Task description:
Copy every line of the data exactly, leaving nothing out.

Data:

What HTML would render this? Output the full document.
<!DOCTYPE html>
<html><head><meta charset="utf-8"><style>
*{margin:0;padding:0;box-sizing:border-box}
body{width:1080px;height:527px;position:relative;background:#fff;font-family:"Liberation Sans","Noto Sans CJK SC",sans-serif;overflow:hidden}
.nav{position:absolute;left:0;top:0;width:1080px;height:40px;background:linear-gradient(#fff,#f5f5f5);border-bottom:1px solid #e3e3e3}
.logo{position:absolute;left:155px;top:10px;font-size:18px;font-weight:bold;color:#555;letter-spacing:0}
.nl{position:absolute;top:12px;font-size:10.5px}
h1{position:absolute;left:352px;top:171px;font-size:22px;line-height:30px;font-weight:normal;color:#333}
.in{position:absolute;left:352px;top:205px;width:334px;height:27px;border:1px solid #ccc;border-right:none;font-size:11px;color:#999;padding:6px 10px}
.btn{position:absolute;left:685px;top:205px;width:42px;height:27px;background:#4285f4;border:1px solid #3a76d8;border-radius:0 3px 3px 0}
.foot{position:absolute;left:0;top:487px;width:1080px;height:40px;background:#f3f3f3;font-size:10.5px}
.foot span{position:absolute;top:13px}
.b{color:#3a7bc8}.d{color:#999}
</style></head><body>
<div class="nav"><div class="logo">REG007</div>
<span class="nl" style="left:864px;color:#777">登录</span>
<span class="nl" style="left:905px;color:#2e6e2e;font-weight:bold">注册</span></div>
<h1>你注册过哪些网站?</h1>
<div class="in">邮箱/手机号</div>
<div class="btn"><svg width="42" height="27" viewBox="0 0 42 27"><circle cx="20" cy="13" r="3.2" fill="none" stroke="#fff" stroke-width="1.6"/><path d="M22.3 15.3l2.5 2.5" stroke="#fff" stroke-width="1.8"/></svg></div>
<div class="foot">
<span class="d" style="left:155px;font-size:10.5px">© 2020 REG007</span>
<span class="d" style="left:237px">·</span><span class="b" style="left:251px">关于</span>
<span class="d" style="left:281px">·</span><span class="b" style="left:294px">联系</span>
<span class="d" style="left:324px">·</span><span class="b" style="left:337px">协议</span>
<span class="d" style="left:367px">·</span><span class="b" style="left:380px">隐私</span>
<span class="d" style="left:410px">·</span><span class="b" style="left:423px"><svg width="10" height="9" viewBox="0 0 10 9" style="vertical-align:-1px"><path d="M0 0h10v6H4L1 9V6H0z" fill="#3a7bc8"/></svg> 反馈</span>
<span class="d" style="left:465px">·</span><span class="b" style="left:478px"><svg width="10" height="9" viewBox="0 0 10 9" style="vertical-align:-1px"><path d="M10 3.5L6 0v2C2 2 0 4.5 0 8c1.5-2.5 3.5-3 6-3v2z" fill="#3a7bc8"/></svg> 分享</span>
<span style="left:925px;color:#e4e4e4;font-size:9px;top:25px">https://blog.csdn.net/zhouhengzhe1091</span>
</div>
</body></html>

Written response:
What HTML would render this? Output the full document.
<!DOCTYPE html>
<html><head><meta charset="utf-8"><style>
*{margin:0;padding:0;box-sizing:border-box}
body{width:1080px;height:527px;position:relative;background:#fff;font-family:"Liberation Sans","Noto Sans CJK SC",sans-serif;overflow:hidden}
.nav{position:absolute;left:0;top:0;width:1080px;height:40px;background:linear-gradient(#fff,#f5f5f5);border-bottom:1px solid #e3e3e3}
.logo{position:absolute;left:155px;top:10px;font-size:18px;font-weight:bold;color:#555;letter-spacing:0}
.nl{position:absolute;top:12px;font-size:10.5px}
h1{position:absolute;left:352px;top:171px;font-size:22px;line-height:30px;font-weight:normal;color:#333}
.in{position:absolute;left:352px;top:205px;width:334px;height:27px;border:1px solid #ccc;border-right:none;font-size:11px;color:#999;padding:6px 10px}
.btn{position:absolute;left:685px;top:205px;width:42px;height:27px;background:#4285f4;border:1px solid #3a76d8;border-radius:0 3px 3px 0}
.foot{position:absolute;left:0;top:487px;width:1080px;height:40px;background:#f3f3f3;font-size:10.5px}
.foot span{position:absolute;top:13px}
.b{color:#3a7bc8}.d{color:#999}
</style></head><body>
<div class="nav"><div class="logo">REG007</div>
<span class="nl" style="left:864px;color:#777">登录</span>
<span class="nl" style="left:905px;color:#2e6e2e;font-weight:bold">注册</span></div>
<h1>你注册过哪些网站?</h1>
<div class="in">邮箱/手机号</div>
<div class="btn"><svg width="42" height="27" viewBox="0 0 42 27"><circle cx="20" cy="13" r="3.2" fill="none" stroke="#fff" stroke-width="1.6"/><path d="M22.3 15.3l2.5 2.5" stroke="#fff" stroke-width="1.8"/></svg></div>
<div class="foot">
<span class="d" style="left:155px;font-size:10.5px">© 2020 REG007</span>
<span class="d" style="left:237px">·</span><span class="b" style="left:251px">关于</span>
<span class="d" style="left:281px">·</span><span class="b" style="left:294px">联系</span>
<span class="d" style="left:324px">·</span><span class="b" style="left:337px">协议</span>
<span class="d" style="left:367px">·</span><span class="b" style="left:380px">隐私</span>
<span class="d" style="left:410px">·</span><span class="b" style="left:423px"><svg width="10" height="9" viewBox="0 0 10 9" style="vertical-align:-1px"><path d="M0 0h10v6H4L1 9V6H0z" fill="#3a7bc8"/></svg> 反馈</span>
<span class="d" style="left:465px">·</span><span class="b" style="left:478px"><svg width="10" height="9" viewBox="0 0 10 9" style="vertical-align:-1px"><path d="M10 3.5L6 0v2C2 2 0 4.5 0 8c1.5-2.5 3.5-3 6-3v2z" fill="#3a7bc8"/></svg> 分享</span>
<span style="left:925px;color:#e4e4e4;font-size:9px;top:25px">https://blog.csdn.net/zhouhengzhe1091</span>
</div>
</body></html>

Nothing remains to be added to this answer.